When should a startup consider moving from a monolithic architecture to microservices?
While there’s no single perfect answer, consider a strategic move towards microservices when specific, independent functionalities become significant performance bottlenecks, when different parts of the application require vastly different scaling needs, or when team size grows to a point where independent service development becomes more efficient. Avoid a full rewrite unless absolutely necessary; instead, extract services incrementally.
How can I proactively identify performance issues before they impact users?
Proactive identification involves continuous load testing and stress testing your application with tools like k6 or Apache JMeter, integrating performance metrics and tracing into your CI/CD pipeline, and implementing robust observability platforms (APM, logging, metrics, distributed tracing) to monitor system health and identify anomalies in real-time.

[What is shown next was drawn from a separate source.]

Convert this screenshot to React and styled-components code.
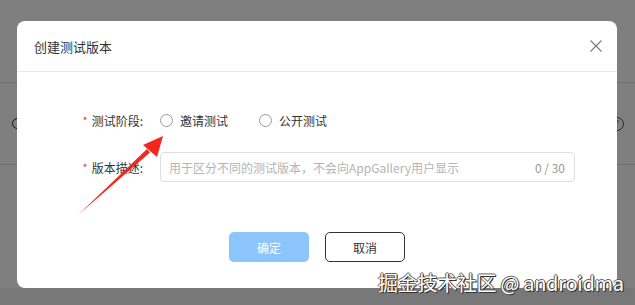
import React from 'react';
import styled, { createGlobalStyle } from 'styled-components';

const GlobalStyle = createGlobalStyle`
  html, body {
    margin: 0;
    padding: 0;
  }
  body {
    font-family: "Noto Sans CJK SC", "Noto Sans", "Liberation Sans", sans-serif;
  }
`

const Page = styled.div`
  position: relative;
  width: 635px;
  height: 305px;
  overflow: hidden;
  background: #ffffff;
`
const PageBar = styled.div`
  height: 82px;
  border-bottom: 1px solid #dddddd;
`
const PageRow = styled.div`
  height: 81px;
  display: flex;
  align-items: center;
  justify-content: space-between;
  padding: 0 11px 0 12px;
  border-bottom: 1px solid #dddddd;
`
const PageCircle = styled.span`
  width: 9px;
  height: 9px;
  border: 1.5px solid #222;
  border-radius: 50%;
`
const HelpIcon = styled.span`
  width: 12px;
  height: 12px;
  border: 1px solid #555;
  border-radius: 50%;
  font-size: 9px;
  line-height: 12px;
  text-align: center;
  color: #555;
`
const PageFooter = styled.div`
  height: 100%;
  background: #f0f0f0;
  margin-top: 123px;
`

const Overlay = styled.div`
  position: absolute;
  inset: 0;
  background: rgba(0, 0, 0, 0.5);
  padding: 21px 0 0 17px;
`
const Modal = styled.div`
  width: 600px;
  height: 267px;
  background: #ffffff;
  border-radius: 8px;
  display: flex;
  flex-direction: column;
`
const Header = styled.div`
  height: 50px;
  display: flex;
  align-items: center;
  justify-content: space-between;
  padding: 0 14px 0 17px;
  border-bottom: 1px solid #e8e8e8;
`
const Title = styled.span`
  font-size: 13px;
  color: #333333;
`
const Close = styled.svg`
  width: 14px;
  height: 14px;
`
const Body = styled.div`
  flex: 1;
  display: flex;
  flex-direction: column;
  padding-top: 33px;
  gap: 17px;
`
const Row = styled.div`
  display: flex;
  align-items: center;
  height: 30px;
`
const Label = styled.div`
  width: 126px;
  padding-right: 17px;
  display: flex;
  justify-content: flex-end;
  align-items: center;
  font-size: 12px;
  color: #333333;
`
const Star = styled.span`
  color: #f04134;
  font-size: 11px;
  margin-right: 4px;
`
const RadioGroup = styled.div`
  display: flex;
  align-items: center;
  gap: 31px;
`
const Radio = styled.label`
  display: flex;
  align-items: center;
  gap: 7px;
  font-size: 12px;
  color: #333333;
`
const Circle = styled.span`
  width: 11px;
  height: 11px;
  border: 1px solid #9a9a9a;
  border-radius: 50%;
`
const Input = styled.div`
  box-sizing: border-box;
  width: 415px;
  height: 30px;
  border: 1px solid #dedede;
  border-radius: 4px;
  display: flex;
  align-items: center;
  justify-content: space-between;
  padding: 0 9px 0 8px;
  font-size: 12px;
`
const Placeholder = styled.span`
  color: #b4b4b4;
`
const Count = styled.span`
  color: #999999;
`
const Footer = styled.div`
  display: flex;
  justify-content: center;
  gap: 16px;
  padding: 33px 0 26px;
`
const Button = styled.button`
  box-sizing: border-box;
  width: 80px;
  height: 30px;
  border-radius: 5px;
  font-family: inherit;
  font-size: 12px;
  border: ${p => (p.primary ? 'none' : '1px solid #333333')};
  background: ${p => (p.primary ? '#8cc4fc' : '#ffffff')};
  color: ${p => (p.primary ? '#ffffff' : '#333333')};
`

const Arrow = styled.svg`
  position: absolute;
  left: 0;
  top: 0;
  width: 635px;
  height: 305px;
  pointer-events: none;
`
const Watermark = styled.div`
  position: absolute;
  left: 378px;
  top: 268px;
  font-size: 20px;
  color: #ffffff;
  letter-spacing: -0.3px;
  text-shadow: 1px 1px 0 #333, -1px 0 0 #555, 0 -1px 0 #666, 1px 0 1px #444;
`

export default function App() {
  return (
    <>
      <GlobalStyle />
      <Page>
        <PageBar />
        <PageRow>
          <PageCircle />
          <HelpIcon>?</HelpIcon>
        </PageRow>
        <PageFooter />
        <Overlay>
          <Modal>
            <Header>
              <Title>创建测试版本</Title>
              <Close viewBox="0 0 14 14">
                <path d="M1.5 1.5 L12.5 12.5 M12.5 1.5 L1.5 12.5" stroke="#7a7a7a" strokeWidth="1.1" />
              </Close>
            </Header>
            <Body>
              <Row>
                <Label><Star>*</Star>测试阶段:</Label>
                <RadioGroup>
                  <Radio><Circle />邀请测试</Radio>
                  <Radio><Circle />公开测试</Radio>
                </RadioGroup>
              </Row>
              <Row>
                <Label><Star>*</Star>版本描述:</Label>
                <Input>
                  <Placeholder>用于区分不同的测试版本，不会向AppGallery用户显示</Placeholder>
                  <Count>0 / 30</Count>
                </Input>
              </Row>
            </Body>
            <Footer>
              <Button primary>确定</Button>
              <Button>取消</Button>
            </Footer>
          </Modal>
        </Overlay>
        <Arrow viewBox="0 0 635 305">
          <path d="M78 215 L147 149 L150 152.5 Z" fill="#f5261b" />
          <path d="M163 136 L143 145 L157 157 Z" fill="#f5261b" />
        </Arrow>
        <Watermark>掘金技术社区 @ androidma</Watermark>
      </Page>
    </>
  );
}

What role does caching play in performance optimization for growing user bases?
Caching is critical for reducing load on primary data stores and improving response times by storing frequently accessed data closer to the application or user. It’s particularly effective for data that changes infrequently. Implementing a caching layer with technologies like Redis or Memcached can drastically reduce database hits and improve overall application responsiveness.
Are there specific cloud provider services that aid in scaling for high growth?
Absolutely. Cloud providers like AWS, Azure, and Google Cloud offer a suite of services designed for scale. These include managed database services (RDS, Cosmos DB, Cloud SQL) with built-in replication and sharding options, message queuing services (SQS, Kafka, Pub/Sub), serverless computing (Lambda, Azure Functions), content delivery networks (CloudFront, Azure CDN), and auto-scaling groups for compute resources. Leveraging these managed services allows teams to focus on application logic rather than infrastructure management.